We board via gate 10 but instead of the usual airbridge, we walk down a long ramp and stairs to travel on a fleet of buses to an outside stand where our 747, 'Charlie Victor' is waiting. I'm on the upper deck, in business class. This aircraft has been re-vamped as 'New Club World'. The paired 'love-seat' arrangement I've previously remarked on is retained but the seats are new and restyled and the electric recline now gives a completely flat bed when required. The table is larger and there's a new entertainment system which offers video-on-demand with 22 new release films, 25 older films and scores of other things, all controlled by a touch screen and provided with a high-quality noise-cancelling headset.
Soon after take-off, the ground is lost beneath cloud. By the time this clears, we're already over the Irish Sea. As usual, I watch, fascinated, from our vantage point six miles high as we run along the Irish coast, pass overhead Cork and finally leave land behind near Killarney. Now we settle in to the Great Circle track across the Atlantic, travelling at five hundred miles an hour.
After drinks (I stick to my customary orange juice), they serve a reasonable meal. I have Buffalo Mozzarella cheese with salad as the starter, followed by salmon fish cakes with parsley and caper sauce. The dessert is creme caramel with poached sultanas and it's excellent. The cup of tea, by contrast, is foul. I decide to watch 'The Queen' with Helen Mirren and enjoy it. The only time I get to see new releases is when I'm on an aircraft.
As I write this, we're about midway across the Atlantic in bright sun, fluffy white clouds below and blue sky above. A lot of the passengers are taking their post-prandial siesta in the comfort of our cabin but outside the air temperature is 50 degrees below zero.
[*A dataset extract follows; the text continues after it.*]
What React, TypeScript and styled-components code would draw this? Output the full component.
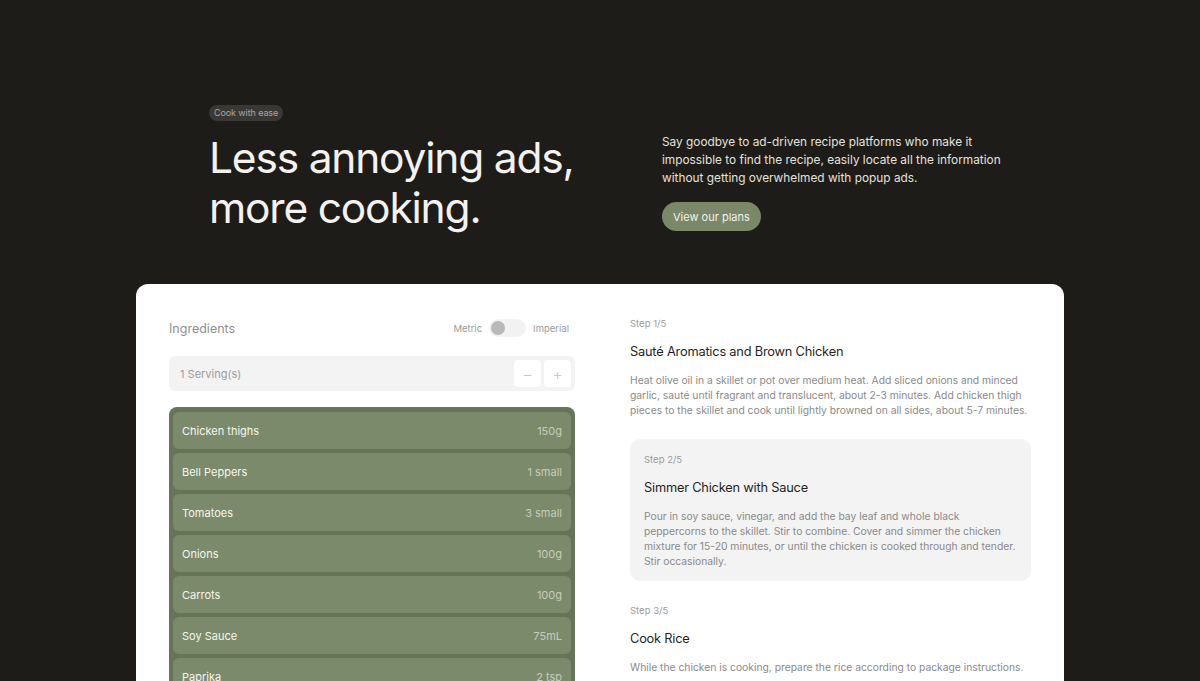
import React, { useState } from 'react'
import styled, { createGlobalStyle } from 'styled-components'

const GlobalStyle = createGlobalStyle`
  html, body {
    margin: 0;
    padding: 0;
    background: #1e1c19;
    font-family: Inter, "Noto Sans", sans-serif;
    overflow: hidden;
  }
`

const Page = styled.div`
  width: 1200px;
  height: 681px;
  overflow: hidden;
  background: #1e1c19;
`

const Hero = styled.section`
  display: grid;
  grid-template-columns: 453px 342px;
  padding: 105px 0 0 209px;
  height: 179px;
`

const HeroLeft = styled.div`
  display: flex;
  flex-direction: column;
  align-items: flex-start;
`

const Badge = styled.span`
  background: #3a3835;
  color: #a9a6a1;
  font-size: 9px;
  line-height: 16px;
  padding: 0 5px;
  border-radius: 8px;
  letter-spacing: -0.1px;
`

const Headline = styled.h1`
  margin: 12px 0 0;
  color: #f4f2ee;
  font-size: 42.5px;
  font-weight: 400;
  line-height: 50px;
  letter-spacing: -1.2px;
`

const HeroRight = styled.div`
  padding-top: 28px;
`

const Lead = styled.p`
  margin: 0;
  color: #e4e1dc;
  font-size: 11.85px;
  line-height: 18px;
`

const PlansButton = styled.button`
  margin-top: 15px;
  height: 29px;
  padding: 0 11px;
  border: none;
  border-radius: 15px;
  background: #7a8769;
  color: #f1f1ea;
  font-family: inherit;
  font-size: 11px;
`

const Card = styled.main`
  margin: 0 136px;
  background: #ffffff;
  border-radius: 12px 12px 0 0;
  display: grid;
  grid-template-columns: 406px 401px;
  column-gap: 55px;
  padding: 19px 33px 0;
  height: 400px;
`

const LeftCol = styled.div`
  padding-top: 13px;
`

const HeaderRow = styled.div`
  display: flex;
  align-items: center;
  justify-content: space-between;
  height: 24px;
`

const SectionLabel = styled.span`
  color: #8f8f8f;
  font-size: 12.5px;
`

const UnitSwitch = styled.div`
  display: flex;
  align-items: center;
  gap: 7px;
  margin-right: 6px;
  color: #9a9a9a;
  font-size: 9.5px;
`

const Track = styled.div<{ $on: boolean }>`
  width: 37px;
  height: 18px;
  border-radius: 9px;
  background: #f2f2f2;
  display: flex;
  align-items: center;
  padding: 0 2px;
  box-sizing: border-box;
  justify-content: ${(p) => (p.$on ? 'flex-end' : 'flex-start')};
  cursor: pointer;
`

const Knob = styled.div`
  width: 14px;
  height: 14px;
  border-radius: 50%;
  background: #b9b9b9;
`

const ServingBar = styled.div`
  margin-top: 16px;
  height: 35px;
  background: #f3f3f3;
  border-radius: 6px;
  display: flex;
  align-items: center;
  justify-content: space-between;
  padding: 0 4px 0 11px;
  color: #9d9d9d;
  font-size: 11px;
`

const Steppers = styled.div`
  display: flex;
  gap: 3px;
`

const StepBtn = styled.button`
  width: 27px;
  height: 27px;
  border: none;
  border-radius: 4px;
  background: #ffffff;
  color: #c7c7c7;
  font-size: 16px;
  font-weight: 300;
  padding: 0;
  display: flex;
  align-items: center;
  justify-content: center;
  font-family: inherit;
`

const IngredientList = styled.ul`
  list-style: none;
  margin: 16px 0 0;
  padding: 5px 4px;
  background: #667457;
  border-radius: 8px;
  display: flex;
  flex-direction: column;
  gap: 4px;
`

const Ingredient = styled.li`
  height: 37px;
  background: #7c8a6c;
  border-radius: 6px;
  display: flex;
  align-items: center;
  justify-content: space-between;
  padding: 0 9px;
  font-size: 11px;
  color: #f5f5ee;
`

const Amount = styled.span`
  color: #c6ccbb;
`

const RightCol = styled.div`
  display: flex;
  flex-direction: column;
  gap: 9px;
`

const Step = styled.article<{ $active?: boolean }>`
  padding: 14px ${(p) => (p.$active ? '10px' : '0')} 12px ${(p) => (p.$active ? '14px' : '0')};
  border-radius: 10px;
  background: ${(p) => (p.$active ? '#f3f3f3' : 'transparent')};
`

const StepLabel = styled.div`
  color: #9b9b9b;
  font-size: 9.5px;
  line-height: 14px;
`

const StepTitle = styled.h3`
  margin: 11px 0 0;
  color: #1f1f1f;
  font-size: 12.8px;
  font-weight: 400;
  line-height: 20px;
  letter-spacing: -0.2px;
`

const StepText = styled.p`
  margin: 11px 0 0;
  color: #8a8a8a;
  font-size: 10.3px;
  line-height: 15px;
`

const ingredients = [
  ['Chicken thighs', '150g'],
  ['Bell Peppers', '1 small'],
  ['Tomatoes', '3 small'],
  ['Onions', '100g'],
  ['Carrots', '100g'],
  ['Soy Sauce', '75mL'],
  ['Paprika', '2 tsp'],
]

const steps = [
  {
    title: 'Sauté Aromatics and Brown Chicken',
    text: 'Heat olive oil in a skillet or pot over medium heat. Add sliced onions and minced garlic, sauté until fragrant and translucent, about 2-3 minutes. Add chicken thigh pieces to the skillet and cook until lightly browned on all sides, about 5-7 minutes.',
  },
  {
    title: 'Simmer Chicken with Sauce',
    text: 'Pour in soy sauce, vinegar, and add the bay leaf and whole black peppercorns to the skillet. Stir to combine. Cover and simmer the chicken mixture for 15-20 minutes, or until the chicken is cooked through and tender. Stir occasionally.',
  },
  {
    title: 'Cook Rice',
    text: 'While the chicken is cooking, prepare the rice according to package instructions.',
  },
]

export default function App() {
  const [imperial, setImperial] = useState(false)
  const [servings, setServings] = useState(1)

  return (
    <Page>
      <GlobalStyle />
      <Hero>
        <HeroLeft>
          <Badge>Cook with ease</Badge>
          <Headline>
            Less annoying ads,
            <br />
            more cooking.
          </Headline>
        </HeroLeft>
        <HeroRight>
          <Lead>
            Say goodbye to ad-driven recipe platforms who make it impossible to find the recipe, easily
            locate all the information without getting overwhelmed with popup ads.
          </Lead>
          <PlansButton>View our plans</PlansButton>
        </HeroRight>
      </Hero>

      <Card>
        <LeftCol>
          <HeaderRow>
            <SectionLabel>Ingredients</SectionLabel>
            <UnitSwitch>
              <span>Metric</span>
              <Track $on={imperial} onClick={() => setImperial(!imperial)}>
                <Knob />
              </Track>
              <span>Imperial</span>
            </UnitSwitch>
          </HeaderRow>
          <ServingBar>
            <span>{servings} Serving(s)</span>
            <Steppers>
              <StepBtn onClick={() => setServings(Math.max(1, servings - 1))}>−</StepBtn>
              <StepBtn onClick={() => setServings(servings + 1)}>+</StepBtn>
            </Steppers>
          </ServingBar>
          <IngredientList>
            {ingredients.map(([name, amount]) => (
              <Ingredient key={name}>
                <span>{name}</span>
                <Amount>{amount}</Amount>
              </Ingredient>
            ))}
          </IngredientList>
        </LeftCol>

        <RightCol>
          {steps.map((s, i) => (
            <Step key={s.title} $active={i === 1}>
              <StepLabel>Step {i + 1}/5</StepLabel>
              <StepTitle>{s.title}</StepTitle>
              <StepText>{s.text}</StepText>
            </Step>
          ))}
        </RightCol>
      </Card>
    </Page>
  )
}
Later in the flight, as we approach Newfoundland with about 1200 miles left to run, they serve a little tub of ice cream - not any ice cream but Purbeck Award Winning ice cream. In the old propeller aircraft days, most transatlantic flights would stagger into Gander, Newfoundland to refuel but now, it's just a name on the map displaying our progress. For a while, I can see the broken sheet ice as we skirt the coast, before low-level cloud obscures the view.
Soon we're landing at a rather grey JFK and disembarking. There's a queue at immigration but it doesn't take too long and the immigration officer is friendly. By this time, my luggage has arrived on the carousel and customs formalities take only moments. I decide I'm too tired to do anything but sit in a taxi and within minutes I'm on my way to the hotel in a yellow cab.